_Available data:_

#####

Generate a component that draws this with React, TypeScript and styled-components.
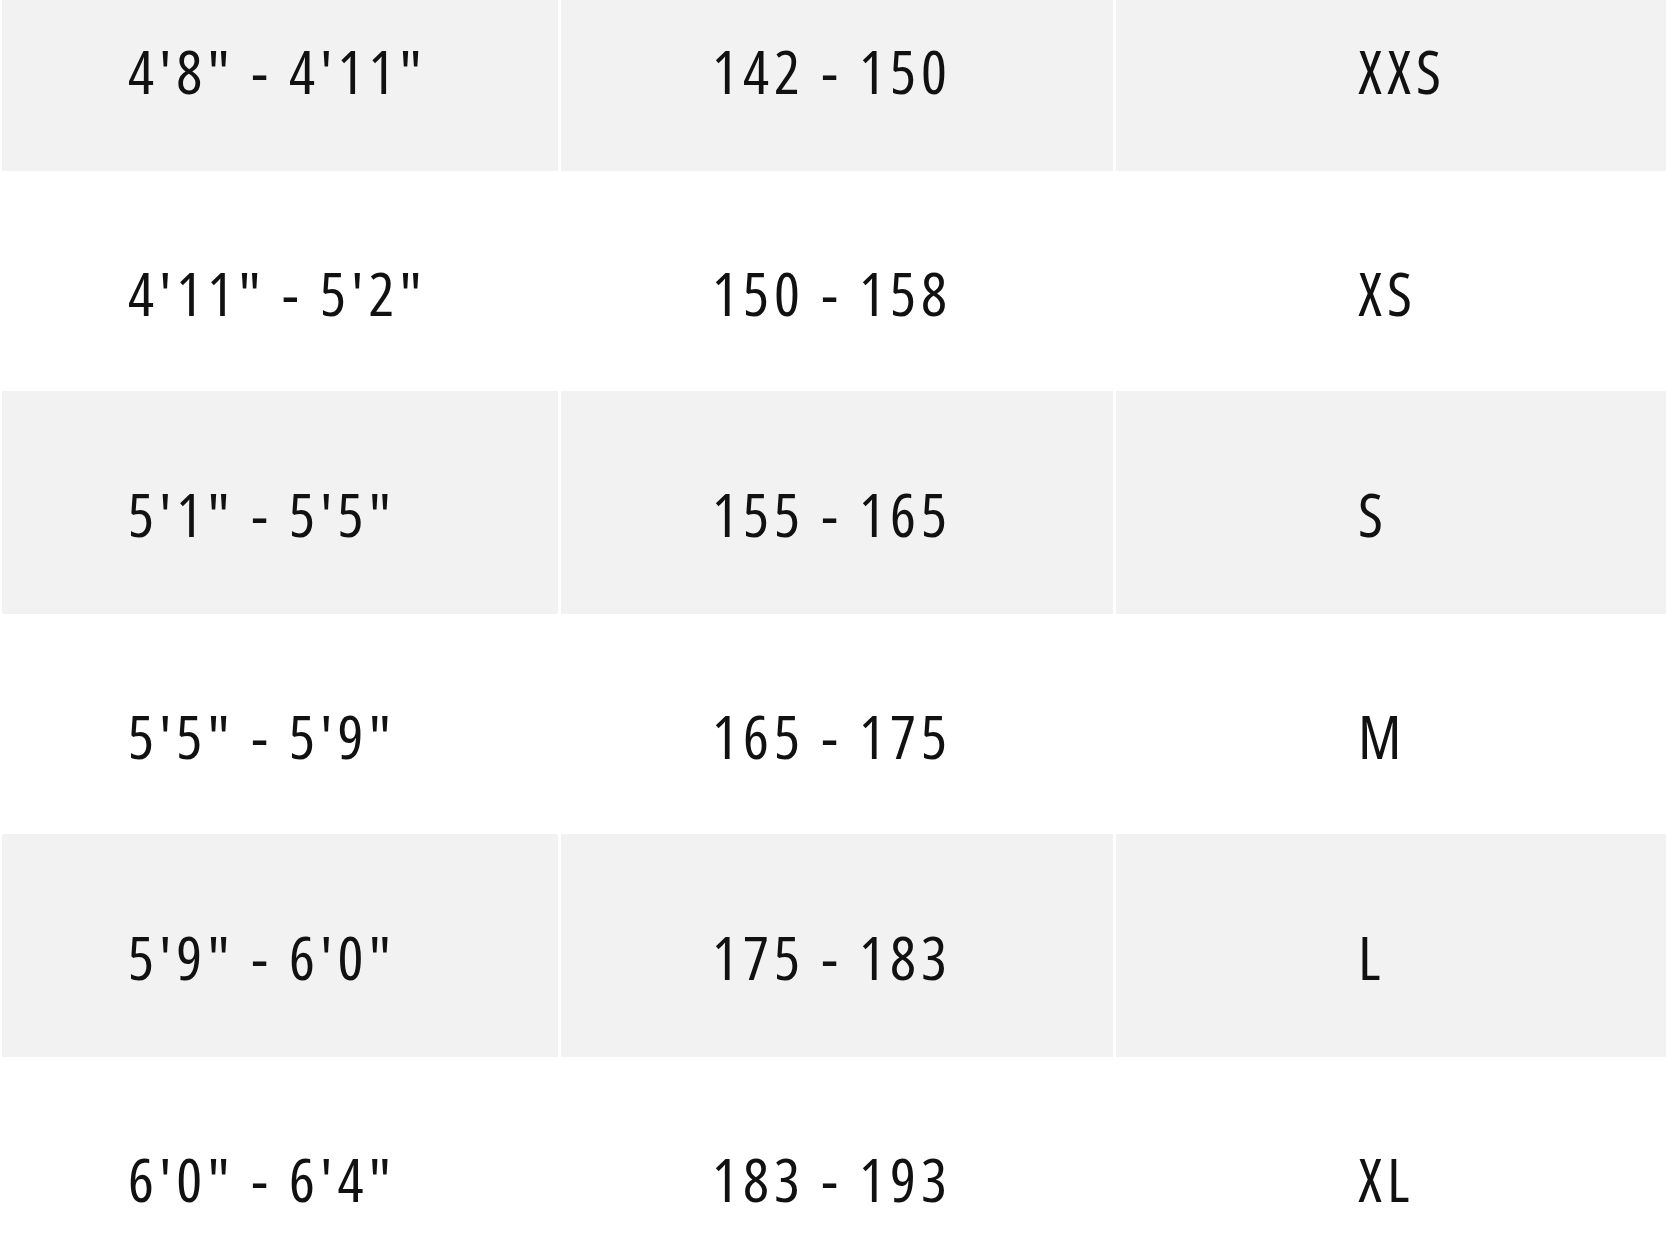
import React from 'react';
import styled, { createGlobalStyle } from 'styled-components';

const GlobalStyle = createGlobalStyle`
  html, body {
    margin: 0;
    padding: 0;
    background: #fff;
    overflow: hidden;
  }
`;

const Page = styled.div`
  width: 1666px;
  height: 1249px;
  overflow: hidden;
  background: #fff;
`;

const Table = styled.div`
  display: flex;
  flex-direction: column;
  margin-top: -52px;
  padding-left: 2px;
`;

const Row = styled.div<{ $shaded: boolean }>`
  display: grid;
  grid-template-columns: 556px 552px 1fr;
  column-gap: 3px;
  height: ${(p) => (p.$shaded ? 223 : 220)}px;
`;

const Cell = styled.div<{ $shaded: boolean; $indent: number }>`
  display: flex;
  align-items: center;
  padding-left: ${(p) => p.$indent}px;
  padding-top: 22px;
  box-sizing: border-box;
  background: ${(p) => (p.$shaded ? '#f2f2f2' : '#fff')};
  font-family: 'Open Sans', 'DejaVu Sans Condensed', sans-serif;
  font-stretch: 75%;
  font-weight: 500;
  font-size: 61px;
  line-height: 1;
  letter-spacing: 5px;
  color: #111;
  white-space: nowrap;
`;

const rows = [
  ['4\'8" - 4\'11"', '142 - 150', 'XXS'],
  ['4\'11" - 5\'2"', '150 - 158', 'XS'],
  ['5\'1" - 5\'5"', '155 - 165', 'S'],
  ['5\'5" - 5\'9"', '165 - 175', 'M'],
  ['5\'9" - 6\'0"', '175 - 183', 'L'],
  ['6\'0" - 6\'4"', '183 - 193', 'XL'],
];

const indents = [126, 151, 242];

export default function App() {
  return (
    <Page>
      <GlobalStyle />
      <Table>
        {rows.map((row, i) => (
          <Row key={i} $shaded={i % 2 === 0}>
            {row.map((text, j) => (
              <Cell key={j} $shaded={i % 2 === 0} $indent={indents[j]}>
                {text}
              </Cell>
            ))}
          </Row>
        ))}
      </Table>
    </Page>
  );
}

#####

Please write out all the data again word for word, but not the pictures.

Generate a component that draws this with React, TypeScript and styled-components.
import React from 'react';
import styled, { createGlobalStyle } from 'styled-components';

const GlobalStyle = createGlobalStyle`
  html, body {
    margin: 0;
    padding: 0;
    background: #fff;
    overflow: hidden;
  }
`;

const Page = styled.div`
  width: 1666px;
  height: 1249px;
  overflow: hidden;
  background: #fff;
`;

const Table = styled.div`
  display: flex;
  flex-direction: column;
  margin-top: -52px;
  padding-left: 2px;
`;

const Row = styled.div<{ $shaded: boolean }>`
  display: grid;
  grid-template-columns: 556px 552px 1fr;
  column-gap: 3px;
  height: ${(p) => (p.$shaded ? 223 : 220)}px;
`;

const Cell = styled.div<{ $shaded: boolean; $indent: number }>`
  display: flex;
  align-items: center;
  padding-left: ${(p) => p.$indent}px;
  padding-top: 22px;
  box-sizing: border-box;
  background: ${(p) => (p.$shaded ? '#f2f2f2' : '#fff')};
  font-family: 'Open Sans', 'DejaVu Sans Condensed', sans-serif;
  font-stretch: 75%;
  font-weight: 500;
  font-size: 61px;
  line-height: 1;
  letter-spacing: 5px;
  color: #111;
  white-space: nowrap;
`;

const rows = [
  ['4\'8" - 4\'11"', '142 - 150', 'XXS'],
  ['4\'11" - 5\'2"', '150 - 158', 'XS'],
  ['5\'1" - 5\'5"', '155 - 165', 'S'],
  ['5\'5" - 5\'9"', '165 - 175', 'M'],
  ['5\'9" - 6\'0"', '175 - 183', 'L'],
  ['6\'0" - 6\'4"', '183 - 193', 'XL'],
];

const indents = [126, 151, 242];

export default function App() {
  return (
    <Page>
      <GlobalStyle />
      <Table>
        {rows.map((row, i) => (
          <Row key={i} $shaded={i % 2 === 0}>
            {row.map((text, j) => (
              <Cell key={j} $shaded={i % 2 === 0} $indent={indents[j]}>
                {text}
              </Cell>
            ))}
          </Row>
        ))}
      </Table>
    </Page>
  );
}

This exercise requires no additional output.